= Wat Puranawat =

Buddhist temple in Bangkok, Thailand

Wat Puranawat (วัดปุรณาวาส) is a private Buddhist temple in suburb Bangkok, situated on the bank of Khlong Maha Sawat in the area of Sala Thammasop in Thawi Watthana District, considered as a temple on the northwesternmost of Bangkok. Across Khlong Maha Sawat is the area of Tambon Sala Klang, Bang Kruai District of Nonthaburi Province, while Tambon Salaya, Phutthamonthon District of Nakhon Pathom Province is not far from here.

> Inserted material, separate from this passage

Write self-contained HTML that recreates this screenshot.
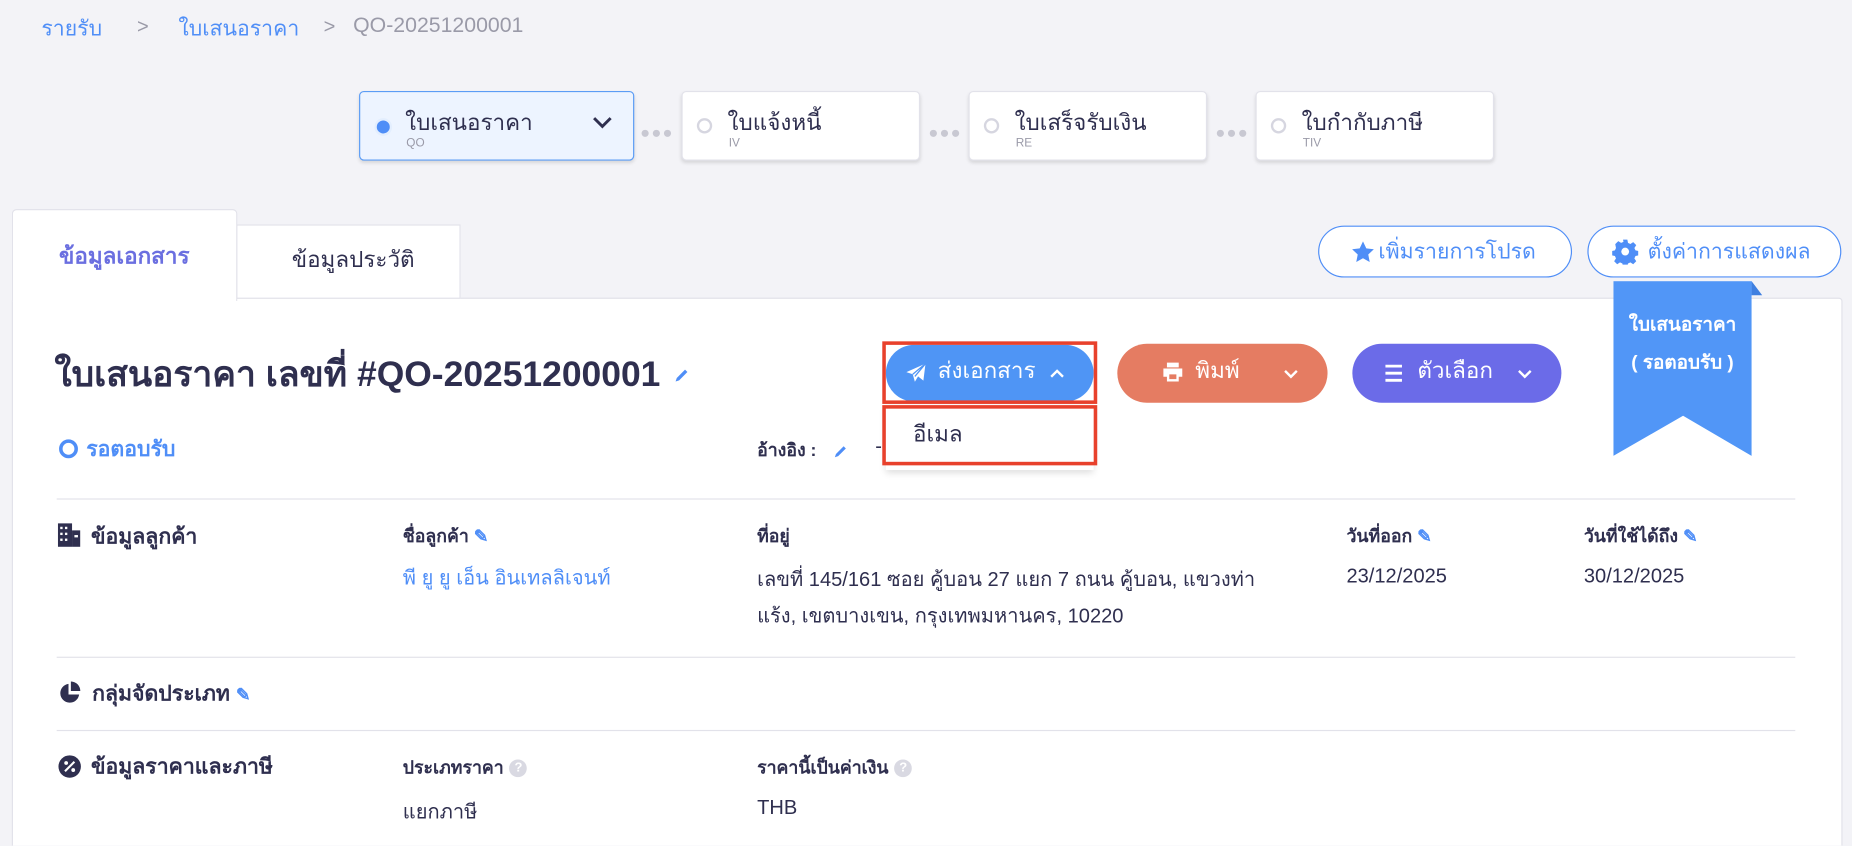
<!DOCTYPE html>
<html><head><meta charset="utf-8"><style>
html,body{margin:0;padding:0;width:1852px;height:846px;overflow:hidden;background:#f3f3f7}
#w{position:absolute;left:0;top:0;width:1568px;height:716px;overflow:hidden;transform:scale(1.1811);transform-origin:0 0;font-family:"Liberation Sans","Noto Sans CJK SC",sans-serif;color:#2f2f4f}
.a{position:absolute;white-space:nowrap}
.blue{color:#4f8ef7}
.card{position:absolute;top:77px;height:59px;background:#fff;border:1px solid #e2e2ea;border-radius:4px;box-shadow:0 2px 3px rgba(0,0,0,.12);box-sizing:border-box}
.card .t{position:absolute;left:38px;top:11px;font-size:19px;color:#2f2f4f}
.card .s{position:absolute;left:39px;top:38px;font-size:10px;color:#9a9aa8}
.card .c{position:absolute;left:12px;top:22px;width:9px;height:9px;border:2.5px solid #d6d6e0;border-radius:50%}
.dots{position:absolute;top:104px;font-size:14px;color:#c8c8d2;letter-spacing:1px}
.pill{position:absolute;border:1px solid #4f8ef7;border-radius:22px;background:#fff;color:#4f8ef7;font-size:18px;box-sizing:border-box;height:44px;line-height:42px;padding-left:50px}
.btn{position:absolute;top:291px;height:50px;border-radius:25px;color:#fff;font-size:19px;line-height:48px}
.lab{font-size:15px;font-weight:bold}
.val{font-size:17px}
.hr{position:absolute;left:48px;width:1472px;height:1px;background:#e2e2ea}
.q{display:inline-block;width:15px;height:15px;border-radius:50%;background:#d9d9e2;color:#fff;font-size:11px;line-height:15px;text-align:center;vertical-align:2px;margin-left:5px}
</style></head><body><div id="w">
<div class="a blue" style="left:35px;top:9px;font-size:18px">รายรับ</div>
<div class="a" style="left:116px;top:13px;font-size:17px;color:#9a9aa8">&gt;</div>
<div class="a blue" style="left:151px;top:9px;font-size:18px">ใบเสนอราคา</div>
<div class="a" style="left:274px;top:13px;font-size:17px;color:#9a9aa8">&gt;</div>
<div class="a" style="left:299px;top:11px;font-size:18px;color:#9a9aa8">QO-20251200001</div>

<div class="card" style="left:304px;width:233px;background:#edf4ff;border-color:#5b9cf5"><div class="c" style="background:#4f8ef7;border-color:#e3eefe;width:11px;height:11px;border-width:2px"></div><div class="t">ใบเสนอราคา</div><div class="s">QO</div>
<svg style="position:absolute;left:196px;top:20px" width="18" height="12" viewBox="0 0 18 12"><path d="M2 2l7 7 7-7" fill="none" stroke="#2f2f4f" stroke-width="2.5"/></svg></div>
<div class="dots" style="left:542px">●●●</div>
<div class="card" style="left:577px;width:202px"><div class="c"></div><div class="t">ใบแจ้งหนี้</div><div class="s">IV</div></div>
<div class="dots" style="left:786px">●●●</div>
<div class="card" style="left:820px;width:202px"><div class="c"></div><div class="t">ใบเสร็จรับเงิน</div><div class="s">RE</div></div>
<div class="dots" style="left:1029px">●●●</div>
<div class="card" style="left:1063px;width:202px"><div class="c"></div><div class="t">ใบกำกับภาษี</div><div class="s">TIV</div></div>

<div class="a" style="left:10px;top:252px;width:1548px;height:466px;background:#fff;border:1px solid #e2e2ea;border-radius:3px"></div>
<div class="a" style="left:200px;top:190px;width:190px;height:63px;background:#fff;border:1px solid #e2e2ea;box-sizing:border-box"></div>
<div class="a" style="left:10px;top:177px;width:191px;height:78px;background:#fff;border:1px solid #e2e2ea;border-bottom:none;border-radius:4px 4px 0 0;box-sizing:border-box"></div>
<div class="a" style="left:50px;top:202px;font-size:19px;font-weight:bold;color:#6b6fe0">ข้อมูลเอกสาร</div>
<div class="a" style="left:247px;top:205px;font-size:19px">ข้อมูลประวัติ</div>

<div class="pill" style="left:1116px;top:191px;width:215px"><svg style="position:absolute;left:26px;top:11px" width="22" height="21" viewBox="0 0 24 24"><path d="M12 1.5l3.2 6.8 7.3.9-5.4 5 1.4 7.3L12 17.9l-6.5 3.6 1.4-7.3-5.4-5 7.3-.9z" fill="#4f8ef7"/></svg>เพิ่มรายการโปรด</div>
<div class="pill" style="left:1344px;top:191px;width:215px"><svg style="position:absolute;left:20px;top:10px" width="22" height="22" viewBox="0 0 24 24"><path d="M10 1h4l.6 3 2.2 1 2.6-1.7 2.8 2.8-1.7 2.6 1 2.2 3 .6v4l-3 .6-1 2.2 1.7 2.6-2.8 2.8-2.6-1.7-2.2 1-.6 3h-4l-.6-3-2.2-1-2.6 1.7-2.8-2.8 1.7-2.6-1-2.2-3-.6v-4l3-.6 1-2.2L2.8 5.1l2.8-2.8 2.6 1.7 2.2-1z" fill="#4f8ef7"/><circle cx="12" cy="12" r="3.6" fill="#fff"/></svg>ตั้งค่าการแสดงผล</div>

<svg class="a" style="left:1366px;top:238px" width="127" height="150" viewBox="0 0 127 150"><path d="M117 0l9 12h-9z" fill="#3f7fe0"/><path d="M0 0h117v148l-58-34-59 34z" fill="#5196f7"/></svg>
<div class="a" style="left:1366px;top:260px;width:117px;text-align:center;color:#fff;font-weight:bold;font-size:16px;line-height:32px">ใบเสนอราคา<br>( รอตอบรับ )</div>

<div class="a" style="left:46px;top:294px;font-size:30px;font-weight:bold">ใบเสนอราคา เลขที่ #QO-20251200001</div>
<svg class="a" style="left:570px;top:311px" width="14" height="14" viewBox="0 0 14 14"><path d="M2 12l1-3 7-7 2 2-7 7z" fill="#4f8ef7"/></svg>

<div class="btn" style="left:750px;width:176px;background:#4f95f5;top:292px;height:48px;line-height:46px"><svg style="position:absolute;left:16px;top:15px" width="19" height="18" viewBox="0 0 20 20"><path d="M19 1L1 9l6 2 2 7 3-5 5 4z" fill="#fff"/><path d="M7 11L19 1 9 13" fill="none" stroke="#4f95f5" stroke-width="1.2"/></svg><span style="position:absolute;left:44px">ส่งเอกสาร</span><svg style="position:absolute;left:138px;top:19px" width="14" height="10" viewBox="0 0 14 10"><path d="M2 8l5-5 5 5" fill="none" stroke="#fff" stroke-width="2"/></svg></div>
<div class="a" style="left:747px;top:289px;width:176px;height:47px;border:3px solid #e8412c"></div>
<div class="a" style="left:750px;top:344px;width:176px;height:54px;background:#fff;box-shadow:0 2px 6px rgba(0,0,0,.15)"></div>
<div class="a" style="left:747px;top:343px;width:176px;height:45px;border:3px solid #e8412c"></div>
<div class="a" style="left:773px;top:353px;font-size:19px">อีเมล</div>

<div class="btn" style="left:946px;width:178px;background:#e57c62"><svg style="position:absolute;left:38px;top:15px" width="18" height="18" viewBox="0 0 18 18"><path d="M4 1h10v4H4zM1 6h16v7h-3v4H4v-4H1z" fill="#fff"/><path d="M6 11h6v4H6z" fill="#e57c62"/></svg><span style="position:absolute;left:66px">พิมพ์</span><svg style="position:absolute;left:140px;top:21px" width="14" height="10" viewBox="0 0 14 10"><path d="M2 2l5 5 5-5" fill="none" stroke="#fff" stroke-width="2"/></svg></div>
<div class="btn" style="left:1145px;width:177px;background:#6b6be8"><svg style="position:absolute;left:27px;top:17px" width="16" height="16" viewBox="0 0 16 16"><path d="M1 2h14M1 8h14M1 14h14" stroke="#fff" stroke-width="2.4"/></svg><span style="position:absolute;left:55px">ตัวเลือก</span><svg style="position:absolute;left:139px;top:21px" width="14" height="10" viewBox="0 0 14 10"><path d="M2 2l5 5 5-5" fill="none" stroke="#fff" stroke-width="2"/></svg></div>

<div class="a" style="left:50px;top:372px;width:10px;height:10px;border:3px solid #4f8ef7;border-radius:50%"></div>
<div class="a blue" style="left:73px;top:365px;font-size:18px;font-weight:bold">รอตอบรับ</div>
<div class="a lab" style="left:641px;top:369px">อ้างอิง :</div>
<svg class="a" style="left:705px;top:376px" width="13" height="13" viewBox="0 0 14 14"><path d="M2 12l1-3 7-7 2 2-7 7z" fill="#4f8ef7"/></svg>
<div class="a" style="left:741px;top:368px;font-size:17px">-</div>

<div class="hr" style="top:422px"></div>
<svg class="a" style="left:49px;top:443px" width="19" height="20" viewBox="0 0 19 20"><path d="M0 0h12v20H0z" fill="#2f2f4f"/><path d="M12 6h7v14h-7z" fill="#2f2f4f"/><g fill="#fff"><rect x="2" y="3" width="2" height="2"/><rect x="6" y="3" width="2" height="2"/><rect x="2" y="8" width="2" height="2"/><rect x="6" y="8" width="2" height="2"/><rect x="2" y="13" width="2" height="2"/><rect x="6" y="13" width="2" height="2"/><rect x="14" y="10" width="3" height="2"/></g></svg>
<div class="a" style="left:77px;top:439px;font-size:18px;font-weight:bold">ข้อมูลลูกค้า</div>
<div class="a lab" style="left:341px;top:442px">ชื่อลูกค้า <span class="blue">✎</span></div>
<div class="a val blue" style="left:341px;top:476px">พี ยู ยู เอ็น อินเทลลิเจนท์</div>
<div class="a lab" style="left:641px;top:442px">ที่อยู่</div>
<div class="a val" style="left:641px;top:475px;line-height:31px">เลขที่ 145/161 ซอย คู้บอน 27 แยก 7 ถนน คู้บอน, แขวงท่า<br>แร้ง, เขตบางเขน, กรุงเทพมหานคร, 10220</div>
<div class="a lab" style="left:1140px;top:442px">วันที่ออก <span class="blue">✎</span></div>
<div class="a val" style="left:1140px;top:478px">23/12/2025</div>
<div class="a lab" style="left:1341px;top:442px">วันที่ใช้ได้ถึง <span class="blue">✎</span></div>
<div class="a val" style="left:1341px;top:478px">30/12/2025</div>

<div class="hr" style="top:556px"></div>
<svg class="a" style="left:49px;top:577px" width="20" height="20" viewBox="0 0 20 20"><path d="M9 2a8 8 0 1 0 9 9H9z" fill="#2f2f4f"/><path d="M11 0a8 8 0 0 1 8 8h-8z" fill="#2f2f4f"/></svg>
<div class="a" style="left:78px;top:572px;font-size:18px;font-weight:bold">กลุ่มจัดประเภท <span class="blue" style="font-size:15px">✎</span></div>

<div class="hr" style="top:618px"></div>
<svg class="a" style="left:49px;top:639px" width="20" height="20" viewBox="0 0 20 20"><circle cx="10" cy="10" r="9.5" fill="#2f2f4f"/><path d="M6 14l8-8" stroke="#fff" stroke-width="1.8"/><circle cx="7" cy="7" r="1.6" fill="#fff"/><circle cx="13" cy="13" r="1.6" fill="#fff"/></svg>
<div class="a" style="left:77px;top:634px;font-size:18px;font-weight:bold">ข้อมูลราคาและภาษี</div>
<div class="a lab" style="left:341px;top:638px">ประเภทราคา<span class="q">?</span></div>
<div class="a val" style="left:341px;top:674px">แยกภาษี</div>
<div class="a lab" style="left:641px;top:638px">ราคานี้เป็นค่าเงิน<span class="q">?</span></div>
<div class="a val" style="left:641px;top:674px">THB</div>
</div></body></html>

The monastery was built in 1854 during the King Mongkut (Rama IV)'s reign. Formerly called Wat Nok (วัดนก) and sometimes called Wat Klang Khlong (วัดกลางคลอง), the temple was recorded that King Mongkut has Khlong Maha Sawat dug and visit the construction site, he joined with a man called Mr. Bun in contribution to build the monk's dwelling and named the temple as Wat Ratchabuntham (วัดราชบุญธรรม). The name was later changed to Wat Bunyawat Ratchasatthatham (วัดบุญญาวาสน์ราชศรัทธาธรรม). In 1937, the temple was again renamed to Wat Puranawat in present day.

The temple there are three valuable ancient object of Buddha images called Luang Pho In (หลวงพ่ออินทร์) and Luang Pho Chan (หลวงพ่อจันทร์), as well as a figure of Buddha during difficult deeds enshrined in the temple. The temple has undergone major restoration by the Yongchaiyudh family, whose family members include General Chavalit Yongchaiyudh, the 22nd Prime Minister of Thailand.

Besides, Wat Puranawat School, a secondary school on the land of the temple, it was also the home of Bangkok Local Museum Thawi Watthana District. Both school and museum are opposite the temple, bisected by southern railway line.